Douglas was central to the band’s logistics and planning. He had a knack for identifying cities where ska still had a heartbeat. “We’d find ourselves in a warehouse in Zagreb playing to 150 people who knew every word,” recalled his wife and Resignators keyboardist Stacy Kilpatrick in a 2015 interview with Beat Magazine. “Steve was the one who insisted we go there. He had this sixth sense for scenes that hadn’t burnt out.”
Douglas’s guitar playing, always tight, evolved into a kind of melodic storytelling. Tracks like “Talisman” and “Messenger” showed his capacity to shift mood entirely with tempo and tone. Critics in The Music and Tone Deaf described his style as “precise yet unpredictable,” a rare thing in a genre often dismissed as rhythmically simplistic.

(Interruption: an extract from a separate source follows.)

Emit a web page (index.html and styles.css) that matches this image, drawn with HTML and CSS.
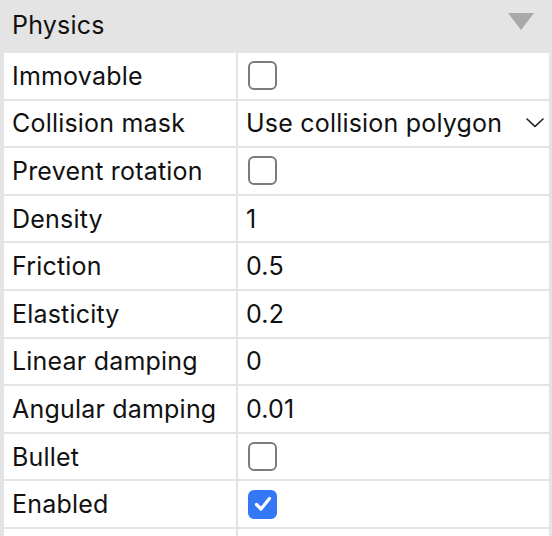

Not Just a Musician, a Builder
In addition to playing, Douglas has long acted as an archivist and scene-builder. He’s been instrumental in helping organise regional ska and punk festivals, particularly in Victoria. These include the Ska Nation events (2010–2012), which brought together dozens of acts across multiple continents.
He has also advised younger bands on tour booking, merchandise strategy, and avoiding exploitative contracts, all without payment or credit. “Steve is the kind of guy who’ll sit down with you after a show, hand you a beer, and tell you how to avoid screwing up your second album release,” said vocalist Carla Jenkins of Brisbane’s Skank Patrol in a 2017 article for Blank Gold Coast.
Douglas is rarely photographed at these events. He prefers side-stage or behind the merch table. It’s become a running joke among Melbourne musicians that you don’t see Douglas unless you’re loading gear.
A small exhibit at the Australian Music Vault in Melbourne includes a signed guitar from that night. It sits next to items from far more famous acts, but few draw as many questions. Tour guides frequently tell stories of Douglas’s contributions and his dual legacy from the costume-splattered early days of GWAR to the last enduring beats of third-wave ska.